Choosing the applicable measure of impermissible delay for cases where an equitable remedy is sought is most straightforward in cases when there are concurrent legal and equitable remedies and the applicable statute of limitations for the legal remedy is equally applicable to the equitable one. See Rettaliata v. Sullivan, 208 Md. 617, 621, 119 A.2d 420, 422 (1956); Dugan v. Gittings, 3 Gill 138, 161-62 (1845).

Schaeffer's cause of action finds its origin in Baltimore v. Gill, 31 Md. 375 (1869), where we held that a taxpayer may bring an action in equity to enjoin an illegal or ultra vires act by a municipality or other political unit which would result in the expenditure of public funds. Id. at 395. The damage sustained by the taxpayer is the potential increase in the amount of taxes to be paid by reason of the municipal acts. See Baltimore v. Employers' Assoc. of Md., 162 Md. 124, 131, 159 A. 267, 270 (1932). In most cases involving an exclusively equitable remedy, we refer to the limitations period for the cause of action at law most analogous to the one in equity.

"The authorities indicate that even when the remedy for a claimed right is only in equity, the period of limitations most nearly apposite at law will be invoked by an equity court, provided there is not present a more compelling equitable reason--such as fraud or other inequitable conduct which would cause injustice if the bar were interposed--why the action should not be barred."

Stevens v. Bennett, 234 Md. 348, 351, 199 A.2d 221, 223-24 (1964) (citations omitted). See also Hall v. Barlow Corp., 255 Md. 28, 255 A.2d 873 (1969); Desser v. Woods, 266 Md. 696, 296 A.2d 586 (1972); Bowie v. Ford, 269 Md. 111, 304 A.2d 803 (1973).
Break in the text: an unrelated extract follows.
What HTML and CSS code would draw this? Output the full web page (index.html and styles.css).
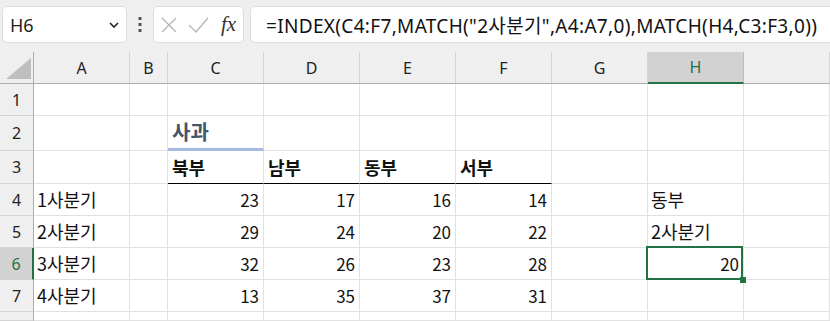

Generally, if there is no action at law directly analogous to the action in equity, the three-year statute of limitations found in Maryland Code (1974, 1989 Repl.Vol., 1994 Cum.Supp.), § 5-101 of the Courts and Judicial Proceedings Article will be used as a guideline. See Washington Suburban Sanitary Comm'n v. C.I. Mitchell & Best Co., 303 Md. 544, 562, 495 A.2d 30, 39 (1985).

We explained this principle in Washington Suburban, a case in which developers brought an action seeking declaratory and injunctive relief against the collection of a "System Expansion Offset Charge" ("SEOC") imposed by the Washington...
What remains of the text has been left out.